__WHAT TO WORK ON__: Each line of the listing that contains the word "self" is to be copied.

__RECORD SET__:
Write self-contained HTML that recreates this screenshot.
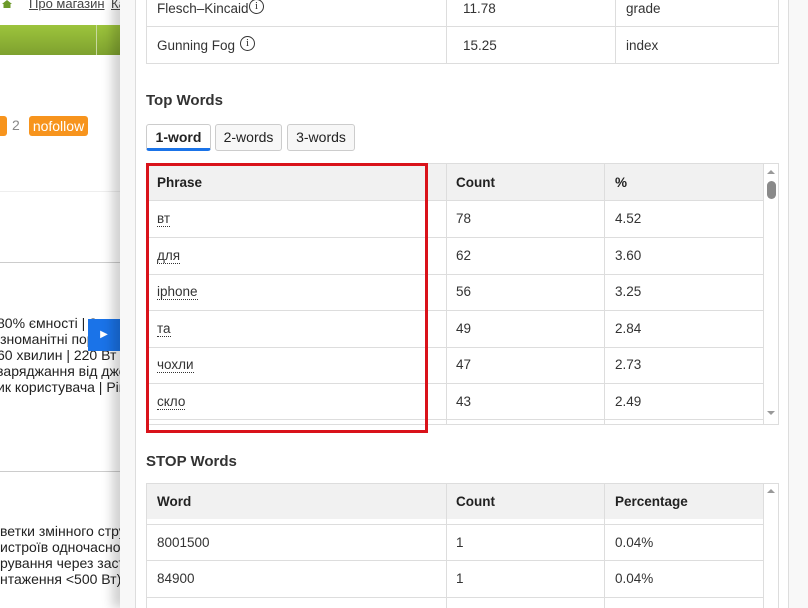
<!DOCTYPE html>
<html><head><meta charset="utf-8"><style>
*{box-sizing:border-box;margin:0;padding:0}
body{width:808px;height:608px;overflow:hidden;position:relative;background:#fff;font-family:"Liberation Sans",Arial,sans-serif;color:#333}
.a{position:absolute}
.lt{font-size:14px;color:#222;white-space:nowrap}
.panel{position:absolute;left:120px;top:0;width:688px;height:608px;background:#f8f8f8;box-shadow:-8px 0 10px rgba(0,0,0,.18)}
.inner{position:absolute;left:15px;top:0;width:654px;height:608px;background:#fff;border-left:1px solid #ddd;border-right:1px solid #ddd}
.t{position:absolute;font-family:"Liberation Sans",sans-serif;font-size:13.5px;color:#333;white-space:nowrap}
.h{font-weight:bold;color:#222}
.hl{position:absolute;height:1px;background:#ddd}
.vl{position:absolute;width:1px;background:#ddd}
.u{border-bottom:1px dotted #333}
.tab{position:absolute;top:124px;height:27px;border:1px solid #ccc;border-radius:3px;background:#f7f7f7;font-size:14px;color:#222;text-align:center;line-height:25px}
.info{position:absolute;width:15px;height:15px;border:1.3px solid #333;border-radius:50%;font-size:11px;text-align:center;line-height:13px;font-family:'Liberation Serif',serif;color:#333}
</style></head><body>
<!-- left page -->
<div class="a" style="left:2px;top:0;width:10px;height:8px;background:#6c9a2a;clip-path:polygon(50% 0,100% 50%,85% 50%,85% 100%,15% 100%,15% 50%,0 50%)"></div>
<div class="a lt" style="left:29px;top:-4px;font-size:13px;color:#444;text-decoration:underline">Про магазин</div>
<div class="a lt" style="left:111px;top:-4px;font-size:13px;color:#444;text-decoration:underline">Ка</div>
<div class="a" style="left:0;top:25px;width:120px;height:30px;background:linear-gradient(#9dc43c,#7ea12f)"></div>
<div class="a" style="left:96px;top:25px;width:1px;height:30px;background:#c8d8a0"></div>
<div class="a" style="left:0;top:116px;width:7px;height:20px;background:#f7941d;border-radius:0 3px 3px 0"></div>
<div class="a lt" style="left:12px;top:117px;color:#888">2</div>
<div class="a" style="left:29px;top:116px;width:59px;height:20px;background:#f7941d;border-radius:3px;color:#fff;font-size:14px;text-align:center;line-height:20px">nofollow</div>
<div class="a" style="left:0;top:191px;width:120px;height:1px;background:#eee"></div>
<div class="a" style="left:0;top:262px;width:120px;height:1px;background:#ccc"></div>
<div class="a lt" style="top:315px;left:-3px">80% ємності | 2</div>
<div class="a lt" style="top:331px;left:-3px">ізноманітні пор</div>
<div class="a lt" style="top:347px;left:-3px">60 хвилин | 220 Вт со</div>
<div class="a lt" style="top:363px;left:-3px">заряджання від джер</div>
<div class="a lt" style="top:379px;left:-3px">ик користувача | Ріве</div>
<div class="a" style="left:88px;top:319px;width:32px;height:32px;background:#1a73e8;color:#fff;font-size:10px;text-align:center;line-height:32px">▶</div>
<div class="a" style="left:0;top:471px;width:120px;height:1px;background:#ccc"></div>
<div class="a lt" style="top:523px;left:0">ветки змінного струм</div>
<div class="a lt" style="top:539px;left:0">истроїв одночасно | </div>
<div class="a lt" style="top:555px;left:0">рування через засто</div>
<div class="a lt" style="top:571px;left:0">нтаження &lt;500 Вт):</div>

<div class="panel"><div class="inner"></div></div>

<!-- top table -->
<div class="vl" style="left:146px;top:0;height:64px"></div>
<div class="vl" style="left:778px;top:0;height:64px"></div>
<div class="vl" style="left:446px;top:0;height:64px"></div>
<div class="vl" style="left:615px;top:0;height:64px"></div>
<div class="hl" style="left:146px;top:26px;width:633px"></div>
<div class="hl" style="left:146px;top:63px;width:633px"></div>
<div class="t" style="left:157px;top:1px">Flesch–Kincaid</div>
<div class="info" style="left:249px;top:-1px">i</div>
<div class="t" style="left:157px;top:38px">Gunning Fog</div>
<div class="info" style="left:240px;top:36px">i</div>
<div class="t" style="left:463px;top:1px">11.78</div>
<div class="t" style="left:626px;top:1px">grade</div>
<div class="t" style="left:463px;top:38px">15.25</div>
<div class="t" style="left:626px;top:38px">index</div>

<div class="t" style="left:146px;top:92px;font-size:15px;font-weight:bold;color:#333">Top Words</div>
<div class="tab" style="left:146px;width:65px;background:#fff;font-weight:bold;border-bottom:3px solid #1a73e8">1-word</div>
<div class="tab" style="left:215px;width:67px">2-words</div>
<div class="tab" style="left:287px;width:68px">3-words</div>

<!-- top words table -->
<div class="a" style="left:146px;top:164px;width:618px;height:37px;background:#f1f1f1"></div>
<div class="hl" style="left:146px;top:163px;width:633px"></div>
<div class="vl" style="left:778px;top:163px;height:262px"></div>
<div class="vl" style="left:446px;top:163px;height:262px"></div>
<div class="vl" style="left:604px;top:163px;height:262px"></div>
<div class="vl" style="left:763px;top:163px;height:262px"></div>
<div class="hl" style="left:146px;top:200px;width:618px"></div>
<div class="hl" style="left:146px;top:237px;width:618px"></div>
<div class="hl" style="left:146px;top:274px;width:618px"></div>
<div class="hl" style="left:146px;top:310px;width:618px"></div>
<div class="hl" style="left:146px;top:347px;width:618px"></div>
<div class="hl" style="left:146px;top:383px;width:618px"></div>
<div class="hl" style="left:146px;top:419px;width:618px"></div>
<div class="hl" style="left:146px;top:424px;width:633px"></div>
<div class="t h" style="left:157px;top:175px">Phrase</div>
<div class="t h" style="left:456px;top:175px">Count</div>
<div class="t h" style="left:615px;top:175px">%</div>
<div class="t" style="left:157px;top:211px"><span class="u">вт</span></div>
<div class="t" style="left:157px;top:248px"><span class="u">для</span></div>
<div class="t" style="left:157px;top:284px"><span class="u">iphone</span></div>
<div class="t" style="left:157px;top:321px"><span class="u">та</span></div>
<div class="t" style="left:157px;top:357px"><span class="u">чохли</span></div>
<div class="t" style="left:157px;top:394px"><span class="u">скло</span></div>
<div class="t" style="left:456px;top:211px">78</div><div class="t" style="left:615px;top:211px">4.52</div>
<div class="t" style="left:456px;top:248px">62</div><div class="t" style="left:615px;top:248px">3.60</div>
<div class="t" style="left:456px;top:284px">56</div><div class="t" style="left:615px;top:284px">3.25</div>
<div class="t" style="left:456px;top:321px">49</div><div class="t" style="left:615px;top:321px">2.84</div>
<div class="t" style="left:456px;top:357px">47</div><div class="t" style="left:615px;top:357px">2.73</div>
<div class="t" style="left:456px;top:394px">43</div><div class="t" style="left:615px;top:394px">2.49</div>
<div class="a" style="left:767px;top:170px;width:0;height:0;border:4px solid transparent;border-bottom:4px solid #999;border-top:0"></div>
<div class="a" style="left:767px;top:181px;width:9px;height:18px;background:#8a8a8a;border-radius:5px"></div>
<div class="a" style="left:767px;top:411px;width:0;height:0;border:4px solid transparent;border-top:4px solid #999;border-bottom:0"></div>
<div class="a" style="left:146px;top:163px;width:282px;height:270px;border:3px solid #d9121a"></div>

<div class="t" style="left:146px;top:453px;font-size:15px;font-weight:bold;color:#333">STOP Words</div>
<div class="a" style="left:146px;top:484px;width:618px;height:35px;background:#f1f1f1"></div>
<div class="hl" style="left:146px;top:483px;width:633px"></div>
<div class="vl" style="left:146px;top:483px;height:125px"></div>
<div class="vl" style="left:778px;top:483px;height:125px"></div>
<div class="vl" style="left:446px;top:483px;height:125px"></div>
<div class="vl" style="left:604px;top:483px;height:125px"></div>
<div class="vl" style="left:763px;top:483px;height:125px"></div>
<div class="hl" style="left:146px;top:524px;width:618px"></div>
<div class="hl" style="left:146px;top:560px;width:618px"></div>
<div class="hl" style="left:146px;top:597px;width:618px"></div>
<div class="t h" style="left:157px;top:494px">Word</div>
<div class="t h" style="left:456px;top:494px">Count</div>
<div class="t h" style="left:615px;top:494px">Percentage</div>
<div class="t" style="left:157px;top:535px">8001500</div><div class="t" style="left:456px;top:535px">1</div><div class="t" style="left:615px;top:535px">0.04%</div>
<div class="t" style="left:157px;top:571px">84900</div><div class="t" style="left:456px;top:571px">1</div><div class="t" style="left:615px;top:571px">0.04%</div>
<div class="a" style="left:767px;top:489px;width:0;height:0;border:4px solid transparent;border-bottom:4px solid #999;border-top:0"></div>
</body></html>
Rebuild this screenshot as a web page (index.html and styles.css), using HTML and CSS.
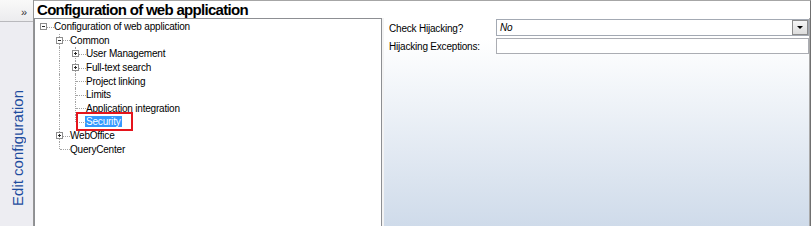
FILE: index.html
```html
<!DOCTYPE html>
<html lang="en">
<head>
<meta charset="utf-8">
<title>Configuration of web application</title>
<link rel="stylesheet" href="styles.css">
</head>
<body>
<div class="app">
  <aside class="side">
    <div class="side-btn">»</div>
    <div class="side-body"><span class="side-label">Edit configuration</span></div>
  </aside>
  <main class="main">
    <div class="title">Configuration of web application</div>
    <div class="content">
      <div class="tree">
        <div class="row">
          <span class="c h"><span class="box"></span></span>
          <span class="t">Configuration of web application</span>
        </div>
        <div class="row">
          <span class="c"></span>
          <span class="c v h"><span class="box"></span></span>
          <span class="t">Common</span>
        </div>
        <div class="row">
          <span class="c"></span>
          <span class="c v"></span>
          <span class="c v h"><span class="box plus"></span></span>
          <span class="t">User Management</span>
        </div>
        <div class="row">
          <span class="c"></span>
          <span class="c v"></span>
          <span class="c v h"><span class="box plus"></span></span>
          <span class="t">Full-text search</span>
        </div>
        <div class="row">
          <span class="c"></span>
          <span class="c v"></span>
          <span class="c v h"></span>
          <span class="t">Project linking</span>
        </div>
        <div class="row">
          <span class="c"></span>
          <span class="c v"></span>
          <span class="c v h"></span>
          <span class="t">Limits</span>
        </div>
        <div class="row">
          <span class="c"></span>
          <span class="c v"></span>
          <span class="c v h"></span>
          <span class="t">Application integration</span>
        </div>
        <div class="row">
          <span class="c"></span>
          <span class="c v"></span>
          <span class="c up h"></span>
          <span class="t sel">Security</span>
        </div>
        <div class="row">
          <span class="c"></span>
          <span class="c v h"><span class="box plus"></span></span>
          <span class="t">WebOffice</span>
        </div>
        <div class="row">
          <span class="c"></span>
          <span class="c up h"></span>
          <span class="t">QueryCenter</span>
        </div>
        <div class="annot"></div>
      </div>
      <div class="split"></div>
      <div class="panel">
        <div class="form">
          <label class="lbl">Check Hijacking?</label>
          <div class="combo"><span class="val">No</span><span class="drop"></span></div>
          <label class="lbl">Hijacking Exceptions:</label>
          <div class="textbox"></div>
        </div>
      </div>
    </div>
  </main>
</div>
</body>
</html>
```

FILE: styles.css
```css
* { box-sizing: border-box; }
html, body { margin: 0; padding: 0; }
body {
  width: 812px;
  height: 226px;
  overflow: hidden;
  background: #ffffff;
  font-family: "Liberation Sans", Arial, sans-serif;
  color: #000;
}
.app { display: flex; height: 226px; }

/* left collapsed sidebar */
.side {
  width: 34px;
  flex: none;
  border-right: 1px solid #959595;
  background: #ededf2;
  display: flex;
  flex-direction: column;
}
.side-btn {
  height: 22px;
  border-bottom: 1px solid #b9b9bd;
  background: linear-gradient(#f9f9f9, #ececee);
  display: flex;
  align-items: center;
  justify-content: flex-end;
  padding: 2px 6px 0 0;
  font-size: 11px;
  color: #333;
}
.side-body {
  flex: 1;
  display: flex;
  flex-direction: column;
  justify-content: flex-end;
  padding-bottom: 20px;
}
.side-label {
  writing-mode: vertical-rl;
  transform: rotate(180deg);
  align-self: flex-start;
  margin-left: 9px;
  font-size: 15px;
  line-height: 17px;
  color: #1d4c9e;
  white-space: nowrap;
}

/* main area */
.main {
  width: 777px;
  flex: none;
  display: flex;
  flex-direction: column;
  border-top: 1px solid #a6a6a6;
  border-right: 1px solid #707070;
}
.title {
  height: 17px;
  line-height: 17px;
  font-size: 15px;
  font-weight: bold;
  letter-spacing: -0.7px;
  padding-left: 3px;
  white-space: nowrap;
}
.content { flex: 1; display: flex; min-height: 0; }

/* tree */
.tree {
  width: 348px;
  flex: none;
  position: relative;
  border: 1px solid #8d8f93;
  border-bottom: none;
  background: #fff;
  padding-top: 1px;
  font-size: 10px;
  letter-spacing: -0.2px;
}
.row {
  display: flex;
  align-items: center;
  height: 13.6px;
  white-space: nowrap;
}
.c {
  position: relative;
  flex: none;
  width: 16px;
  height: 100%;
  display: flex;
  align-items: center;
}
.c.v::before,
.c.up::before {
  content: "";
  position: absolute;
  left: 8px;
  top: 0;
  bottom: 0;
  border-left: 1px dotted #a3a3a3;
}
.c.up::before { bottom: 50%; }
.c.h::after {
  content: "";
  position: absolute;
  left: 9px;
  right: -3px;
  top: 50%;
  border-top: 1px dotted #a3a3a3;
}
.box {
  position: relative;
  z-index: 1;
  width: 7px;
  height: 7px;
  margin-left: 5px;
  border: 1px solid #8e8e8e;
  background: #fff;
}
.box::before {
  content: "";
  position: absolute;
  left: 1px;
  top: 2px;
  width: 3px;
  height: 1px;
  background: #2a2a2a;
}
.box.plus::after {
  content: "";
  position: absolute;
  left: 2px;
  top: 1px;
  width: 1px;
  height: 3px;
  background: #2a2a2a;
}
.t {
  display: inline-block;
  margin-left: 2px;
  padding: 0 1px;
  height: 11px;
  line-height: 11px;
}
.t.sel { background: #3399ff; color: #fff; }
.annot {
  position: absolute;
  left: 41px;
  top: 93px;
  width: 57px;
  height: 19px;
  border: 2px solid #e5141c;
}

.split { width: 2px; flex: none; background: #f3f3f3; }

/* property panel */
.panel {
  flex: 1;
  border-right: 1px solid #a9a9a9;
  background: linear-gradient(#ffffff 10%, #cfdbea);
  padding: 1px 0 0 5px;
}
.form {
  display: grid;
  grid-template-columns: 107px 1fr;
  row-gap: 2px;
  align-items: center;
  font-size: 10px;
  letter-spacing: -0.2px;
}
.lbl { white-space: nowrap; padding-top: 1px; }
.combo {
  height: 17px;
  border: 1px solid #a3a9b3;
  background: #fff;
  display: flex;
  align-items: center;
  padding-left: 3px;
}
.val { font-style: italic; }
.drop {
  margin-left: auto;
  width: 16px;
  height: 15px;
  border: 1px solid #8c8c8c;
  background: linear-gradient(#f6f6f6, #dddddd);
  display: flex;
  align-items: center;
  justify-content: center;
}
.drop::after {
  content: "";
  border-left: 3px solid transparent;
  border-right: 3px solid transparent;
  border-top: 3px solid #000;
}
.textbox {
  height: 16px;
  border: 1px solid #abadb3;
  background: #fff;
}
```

__THE RESPONSE__:
Write self-contained HTML that recreates this screenshot.
  align-self: flex-start;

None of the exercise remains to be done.